* [SET PROBLEM] Scan the lines below for the string "that" and report how many lines contain it, giving only the number.

* [RECORD EXTRACTS]
-*-*-

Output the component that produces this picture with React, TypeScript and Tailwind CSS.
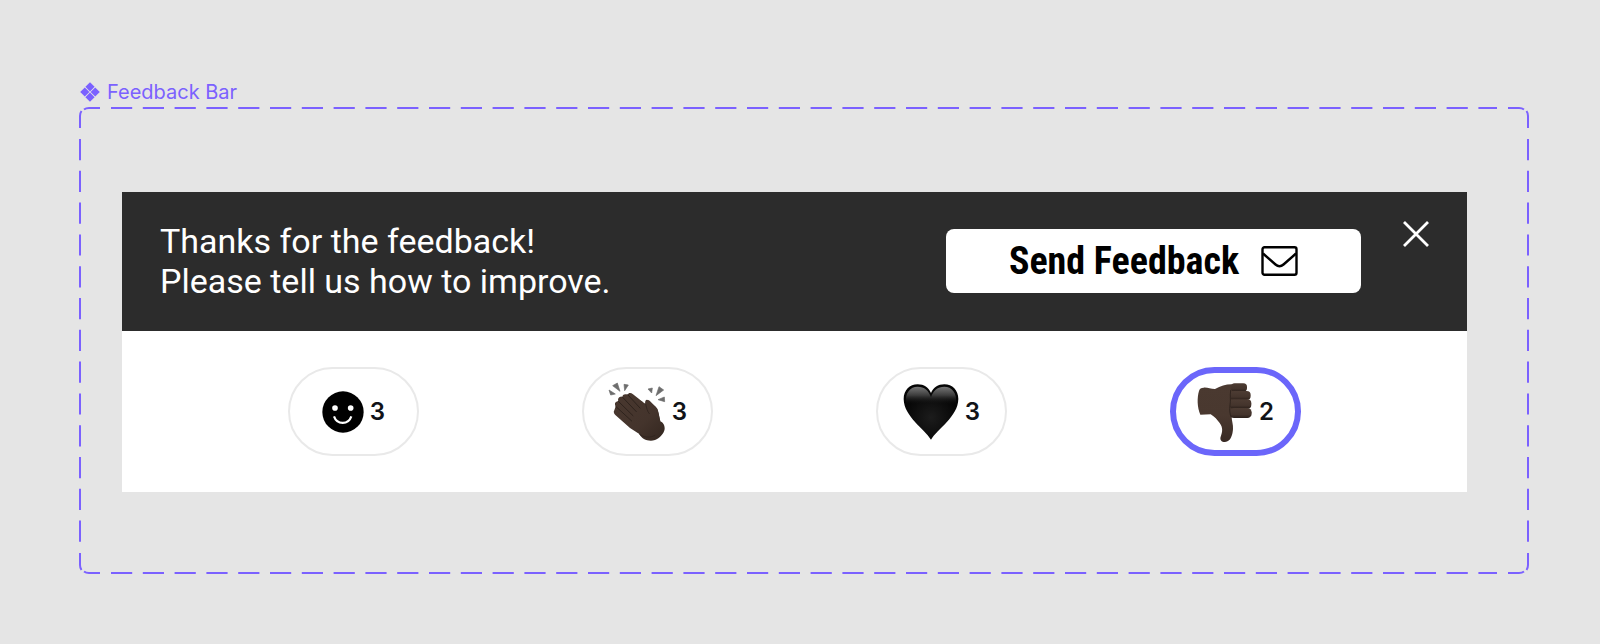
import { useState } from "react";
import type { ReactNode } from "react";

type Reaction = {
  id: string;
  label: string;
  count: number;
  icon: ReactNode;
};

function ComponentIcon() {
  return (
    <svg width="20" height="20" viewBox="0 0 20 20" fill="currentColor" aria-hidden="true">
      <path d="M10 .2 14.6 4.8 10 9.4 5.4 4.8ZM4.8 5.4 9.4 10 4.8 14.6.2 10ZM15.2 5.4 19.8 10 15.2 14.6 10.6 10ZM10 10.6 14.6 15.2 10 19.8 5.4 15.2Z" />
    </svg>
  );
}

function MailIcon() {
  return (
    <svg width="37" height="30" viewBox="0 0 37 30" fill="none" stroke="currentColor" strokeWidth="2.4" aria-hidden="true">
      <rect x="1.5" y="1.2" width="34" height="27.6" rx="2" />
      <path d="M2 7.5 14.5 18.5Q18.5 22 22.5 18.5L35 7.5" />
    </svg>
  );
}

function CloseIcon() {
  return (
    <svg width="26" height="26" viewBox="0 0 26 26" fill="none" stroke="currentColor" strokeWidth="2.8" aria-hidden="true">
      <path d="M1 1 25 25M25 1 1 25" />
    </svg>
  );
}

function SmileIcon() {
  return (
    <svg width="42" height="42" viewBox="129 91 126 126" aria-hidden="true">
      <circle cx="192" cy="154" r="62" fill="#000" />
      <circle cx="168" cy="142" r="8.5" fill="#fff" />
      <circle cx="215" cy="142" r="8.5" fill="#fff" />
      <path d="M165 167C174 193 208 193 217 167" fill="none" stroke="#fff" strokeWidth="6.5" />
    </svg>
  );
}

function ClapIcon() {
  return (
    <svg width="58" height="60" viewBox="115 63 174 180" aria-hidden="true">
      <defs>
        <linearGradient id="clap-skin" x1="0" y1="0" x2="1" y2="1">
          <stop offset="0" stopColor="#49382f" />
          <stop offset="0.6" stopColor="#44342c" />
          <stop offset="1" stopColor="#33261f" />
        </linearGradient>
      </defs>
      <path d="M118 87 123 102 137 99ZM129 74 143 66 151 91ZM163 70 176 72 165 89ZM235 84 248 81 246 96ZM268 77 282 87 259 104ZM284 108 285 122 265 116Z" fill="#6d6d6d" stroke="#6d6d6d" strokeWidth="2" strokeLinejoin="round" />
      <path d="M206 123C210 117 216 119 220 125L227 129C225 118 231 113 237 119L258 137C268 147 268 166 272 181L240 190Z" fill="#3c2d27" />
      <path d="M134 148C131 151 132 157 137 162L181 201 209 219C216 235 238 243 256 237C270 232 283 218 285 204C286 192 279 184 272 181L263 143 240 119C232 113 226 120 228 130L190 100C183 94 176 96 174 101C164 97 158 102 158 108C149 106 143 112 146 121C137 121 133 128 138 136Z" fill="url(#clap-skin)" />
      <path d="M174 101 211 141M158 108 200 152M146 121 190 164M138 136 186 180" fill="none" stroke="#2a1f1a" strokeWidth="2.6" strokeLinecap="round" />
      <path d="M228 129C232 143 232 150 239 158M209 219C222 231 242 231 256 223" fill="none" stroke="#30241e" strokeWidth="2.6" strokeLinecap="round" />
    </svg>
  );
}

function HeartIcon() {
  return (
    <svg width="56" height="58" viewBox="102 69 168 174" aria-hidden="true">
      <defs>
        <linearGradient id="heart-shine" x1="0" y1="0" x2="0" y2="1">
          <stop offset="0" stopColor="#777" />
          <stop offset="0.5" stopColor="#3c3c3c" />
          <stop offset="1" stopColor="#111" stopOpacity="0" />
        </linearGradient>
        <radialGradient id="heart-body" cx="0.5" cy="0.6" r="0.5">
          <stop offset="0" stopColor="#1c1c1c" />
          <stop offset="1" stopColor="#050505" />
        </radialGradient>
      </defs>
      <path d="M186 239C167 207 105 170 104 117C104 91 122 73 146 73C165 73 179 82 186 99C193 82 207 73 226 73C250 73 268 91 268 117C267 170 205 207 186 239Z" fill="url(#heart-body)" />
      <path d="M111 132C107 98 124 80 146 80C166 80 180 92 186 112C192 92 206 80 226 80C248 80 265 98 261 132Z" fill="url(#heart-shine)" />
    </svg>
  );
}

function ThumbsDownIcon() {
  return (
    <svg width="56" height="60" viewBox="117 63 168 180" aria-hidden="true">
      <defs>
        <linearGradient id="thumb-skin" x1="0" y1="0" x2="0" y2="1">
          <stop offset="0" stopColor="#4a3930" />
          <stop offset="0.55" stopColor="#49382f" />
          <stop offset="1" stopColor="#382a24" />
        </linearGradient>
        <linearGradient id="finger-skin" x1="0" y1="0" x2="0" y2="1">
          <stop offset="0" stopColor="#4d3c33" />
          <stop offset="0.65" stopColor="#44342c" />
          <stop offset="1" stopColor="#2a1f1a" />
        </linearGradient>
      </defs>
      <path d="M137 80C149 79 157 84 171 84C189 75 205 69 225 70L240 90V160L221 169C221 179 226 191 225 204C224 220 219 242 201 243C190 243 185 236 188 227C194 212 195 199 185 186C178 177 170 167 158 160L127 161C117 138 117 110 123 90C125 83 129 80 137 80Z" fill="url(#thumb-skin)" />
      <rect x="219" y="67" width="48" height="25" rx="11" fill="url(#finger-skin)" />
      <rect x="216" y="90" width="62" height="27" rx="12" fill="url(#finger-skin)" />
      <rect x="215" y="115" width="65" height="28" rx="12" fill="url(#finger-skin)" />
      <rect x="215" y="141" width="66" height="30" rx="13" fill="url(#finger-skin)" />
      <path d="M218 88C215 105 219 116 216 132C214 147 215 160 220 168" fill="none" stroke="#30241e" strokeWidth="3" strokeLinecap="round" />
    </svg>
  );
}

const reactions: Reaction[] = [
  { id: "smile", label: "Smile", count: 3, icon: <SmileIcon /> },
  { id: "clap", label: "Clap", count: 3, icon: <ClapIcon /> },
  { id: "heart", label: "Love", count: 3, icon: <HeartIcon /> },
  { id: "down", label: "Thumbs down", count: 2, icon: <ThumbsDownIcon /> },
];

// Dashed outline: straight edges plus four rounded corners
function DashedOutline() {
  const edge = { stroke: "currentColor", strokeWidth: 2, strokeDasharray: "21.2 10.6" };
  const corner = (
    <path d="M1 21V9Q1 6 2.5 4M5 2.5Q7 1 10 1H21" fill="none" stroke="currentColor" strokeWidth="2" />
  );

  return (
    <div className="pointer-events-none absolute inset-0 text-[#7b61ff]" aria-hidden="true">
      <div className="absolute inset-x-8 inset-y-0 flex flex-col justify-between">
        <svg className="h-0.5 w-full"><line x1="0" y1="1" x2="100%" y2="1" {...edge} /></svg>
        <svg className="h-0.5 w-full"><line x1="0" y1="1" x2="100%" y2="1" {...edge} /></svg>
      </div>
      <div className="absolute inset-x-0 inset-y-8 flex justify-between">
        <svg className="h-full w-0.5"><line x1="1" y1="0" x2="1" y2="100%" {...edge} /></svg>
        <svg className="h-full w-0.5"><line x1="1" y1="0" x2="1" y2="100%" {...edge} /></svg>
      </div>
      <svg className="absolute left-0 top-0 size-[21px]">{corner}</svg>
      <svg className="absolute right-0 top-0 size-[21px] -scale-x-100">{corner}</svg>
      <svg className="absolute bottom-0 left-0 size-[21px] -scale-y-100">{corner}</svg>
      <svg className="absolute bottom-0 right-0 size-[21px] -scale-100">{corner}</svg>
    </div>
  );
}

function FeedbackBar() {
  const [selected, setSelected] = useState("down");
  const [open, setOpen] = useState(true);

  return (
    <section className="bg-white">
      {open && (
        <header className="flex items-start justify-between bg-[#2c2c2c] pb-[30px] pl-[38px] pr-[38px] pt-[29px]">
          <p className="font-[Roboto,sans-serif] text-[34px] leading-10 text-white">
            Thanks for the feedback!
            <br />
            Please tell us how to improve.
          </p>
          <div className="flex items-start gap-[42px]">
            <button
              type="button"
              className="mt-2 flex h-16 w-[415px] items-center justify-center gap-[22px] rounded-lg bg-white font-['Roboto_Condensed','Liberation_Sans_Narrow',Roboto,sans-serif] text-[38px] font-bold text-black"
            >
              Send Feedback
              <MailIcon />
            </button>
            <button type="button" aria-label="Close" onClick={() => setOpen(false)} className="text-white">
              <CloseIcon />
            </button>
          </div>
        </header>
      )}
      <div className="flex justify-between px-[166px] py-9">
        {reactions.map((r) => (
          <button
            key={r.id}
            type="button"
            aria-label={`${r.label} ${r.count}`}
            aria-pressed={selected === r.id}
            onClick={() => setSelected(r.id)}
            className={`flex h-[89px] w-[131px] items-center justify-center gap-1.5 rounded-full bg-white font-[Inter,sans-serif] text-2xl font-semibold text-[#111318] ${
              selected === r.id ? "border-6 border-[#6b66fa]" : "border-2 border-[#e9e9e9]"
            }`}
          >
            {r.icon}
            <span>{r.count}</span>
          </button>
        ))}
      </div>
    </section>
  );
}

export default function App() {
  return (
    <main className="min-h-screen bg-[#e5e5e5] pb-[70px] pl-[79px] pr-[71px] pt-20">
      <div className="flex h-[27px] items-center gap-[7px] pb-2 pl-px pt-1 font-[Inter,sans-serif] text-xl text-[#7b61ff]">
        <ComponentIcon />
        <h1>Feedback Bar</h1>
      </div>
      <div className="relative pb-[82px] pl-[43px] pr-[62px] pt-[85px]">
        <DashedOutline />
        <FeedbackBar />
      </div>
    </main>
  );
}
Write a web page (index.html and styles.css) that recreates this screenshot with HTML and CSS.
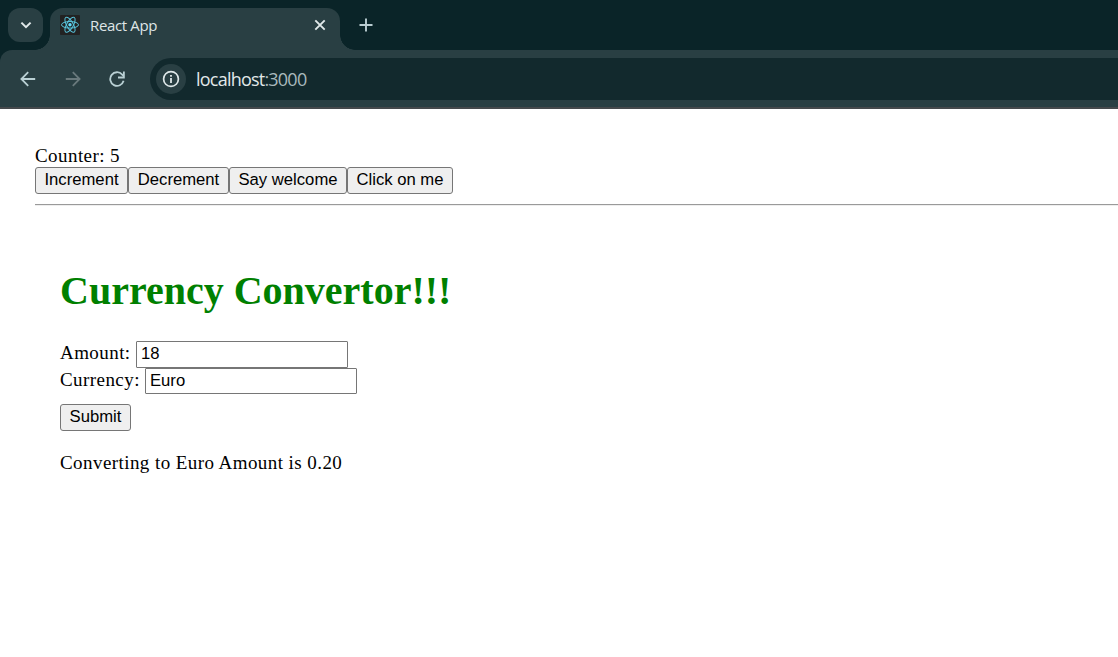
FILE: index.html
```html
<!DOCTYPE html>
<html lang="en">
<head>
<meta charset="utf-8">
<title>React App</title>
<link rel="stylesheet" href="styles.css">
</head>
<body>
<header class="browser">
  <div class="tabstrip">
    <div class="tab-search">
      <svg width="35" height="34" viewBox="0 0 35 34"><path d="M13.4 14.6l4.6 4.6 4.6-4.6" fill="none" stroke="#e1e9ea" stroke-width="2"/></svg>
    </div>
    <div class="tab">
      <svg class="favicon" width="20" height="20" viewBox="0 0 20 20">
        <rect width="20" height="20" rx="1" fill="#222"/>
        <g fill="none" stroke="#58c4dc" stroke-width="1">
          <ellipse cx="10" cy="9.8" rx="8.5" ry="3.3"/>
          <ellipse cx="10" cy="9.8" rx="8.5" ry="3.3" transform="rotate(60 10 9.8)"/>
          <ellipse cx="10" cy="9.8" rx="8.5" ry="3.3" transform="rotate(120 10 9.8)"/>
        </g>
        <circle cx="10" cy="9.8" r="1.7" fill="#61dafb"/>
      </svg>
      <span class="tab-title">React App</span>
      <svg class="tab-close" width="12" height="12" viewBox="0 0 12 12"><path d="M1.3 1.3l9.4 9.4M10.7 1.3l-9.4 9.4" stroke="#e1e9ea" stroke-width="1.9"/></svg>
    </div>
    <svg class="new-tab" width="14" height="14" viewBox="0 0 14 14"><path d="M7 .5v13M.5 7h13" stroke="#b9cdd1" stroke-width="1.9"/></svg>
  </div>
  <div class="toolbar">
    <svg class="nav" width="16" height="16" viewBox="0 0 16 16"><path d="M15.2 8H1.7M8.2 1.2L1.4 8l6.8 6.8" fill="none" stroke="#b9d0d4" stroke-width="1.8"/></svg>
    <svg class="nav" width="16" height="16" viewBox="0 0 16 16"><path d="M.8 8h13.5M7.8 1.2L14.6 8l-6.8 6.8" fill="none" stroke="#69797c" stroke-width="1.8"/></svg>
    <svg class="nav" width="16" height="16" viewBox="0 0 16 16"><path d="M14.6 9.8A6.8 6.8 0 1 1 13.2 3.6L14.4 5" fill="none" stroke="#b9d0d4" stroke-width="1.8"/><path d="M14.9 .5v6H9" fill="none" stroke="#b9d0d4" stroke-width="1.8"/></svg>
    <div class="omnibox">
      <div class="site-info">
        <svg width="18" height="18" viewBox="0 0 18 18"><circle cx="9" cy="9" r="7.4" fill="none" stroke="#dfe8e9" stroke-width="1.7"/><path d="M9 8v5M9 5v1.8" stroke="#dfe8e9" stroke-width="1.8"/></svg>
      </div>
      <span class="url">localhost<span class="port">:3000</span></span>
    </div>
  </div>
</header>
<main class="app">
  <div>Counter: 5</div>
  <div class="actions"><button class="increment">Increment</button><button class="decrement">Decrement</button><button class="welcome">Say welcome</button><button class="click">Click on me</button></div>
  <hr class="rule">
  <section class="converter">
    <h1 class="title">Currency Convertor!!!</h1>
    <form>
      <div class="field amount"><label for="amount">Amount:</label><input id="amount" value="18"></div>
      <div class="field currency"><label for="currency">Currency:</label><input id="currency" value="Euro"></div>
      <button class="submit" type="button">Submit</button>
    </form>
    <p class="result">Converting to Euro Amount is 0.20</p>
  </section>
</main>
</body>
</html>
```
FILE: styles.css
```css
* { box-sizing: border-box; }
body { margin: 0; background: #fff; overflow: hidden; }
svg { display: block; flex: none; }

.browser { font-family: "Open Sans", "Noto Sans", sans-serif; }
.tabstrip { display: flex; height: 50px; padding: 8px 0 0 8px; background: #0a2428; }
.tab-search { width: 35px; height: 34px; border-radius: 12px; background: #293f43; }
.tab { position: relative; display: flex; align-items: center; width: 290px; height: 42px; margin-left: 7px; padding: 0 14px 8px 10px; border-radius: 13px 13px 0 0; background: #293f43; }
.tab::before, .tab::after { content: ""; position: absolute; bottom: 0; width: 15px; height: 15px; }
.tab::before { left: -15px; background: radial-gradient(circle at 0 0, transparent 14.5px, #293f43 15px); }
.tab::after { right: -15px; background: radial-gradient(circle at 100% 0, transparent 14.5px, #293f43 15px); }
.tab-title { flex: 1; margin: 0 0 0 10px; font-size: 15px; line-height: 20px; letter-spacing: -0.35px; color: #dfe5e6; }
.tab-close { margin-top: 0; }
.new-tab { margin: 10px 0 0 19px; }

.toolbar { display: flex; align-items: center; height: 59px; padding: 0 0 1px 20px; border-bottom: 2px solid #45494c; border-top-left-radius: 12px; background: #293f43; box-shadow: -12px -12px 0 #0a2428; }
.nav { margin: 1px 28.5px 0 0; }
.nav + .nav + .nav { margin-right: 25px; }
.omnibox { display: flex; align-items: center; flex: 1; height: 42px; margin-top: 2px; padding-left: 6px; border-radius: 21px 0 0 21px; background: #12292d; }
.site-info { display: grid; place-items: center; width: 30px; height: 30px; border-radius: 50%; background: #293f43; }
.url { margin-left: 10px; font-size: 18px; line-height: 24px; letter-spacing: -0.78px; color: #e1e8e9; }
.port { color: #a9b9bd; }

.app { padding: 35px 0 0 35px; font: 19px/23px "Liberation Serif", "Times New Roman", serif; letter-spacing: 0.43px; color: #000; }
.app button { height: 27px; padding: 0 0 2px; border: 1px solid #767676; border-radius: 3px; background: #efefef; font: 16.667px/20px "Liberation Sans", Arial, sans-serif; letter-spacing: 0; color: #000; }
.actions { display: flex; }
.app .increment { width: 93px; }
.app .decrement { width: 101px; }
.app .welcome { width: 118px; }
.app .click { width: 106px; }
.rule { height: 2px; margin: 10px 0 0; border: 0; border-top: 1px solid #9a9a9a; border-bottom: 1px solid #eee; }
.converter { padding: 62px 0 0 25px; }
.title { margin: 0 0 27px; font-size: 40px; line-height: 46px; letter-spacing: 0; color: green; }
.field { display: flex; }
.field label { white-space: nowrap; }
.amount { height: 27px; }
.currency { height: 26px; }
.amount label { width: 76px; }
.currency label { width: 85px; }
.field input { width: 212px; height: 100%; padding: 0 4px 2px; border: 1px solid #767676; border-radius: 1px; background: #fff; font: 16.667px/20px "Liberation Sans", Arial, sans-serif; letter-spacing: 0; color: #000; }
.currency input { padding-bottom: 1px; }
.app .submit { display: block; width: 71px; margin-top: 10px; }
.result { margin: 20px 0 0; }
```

-*-*-

* [EXERCISE ANSWER] 2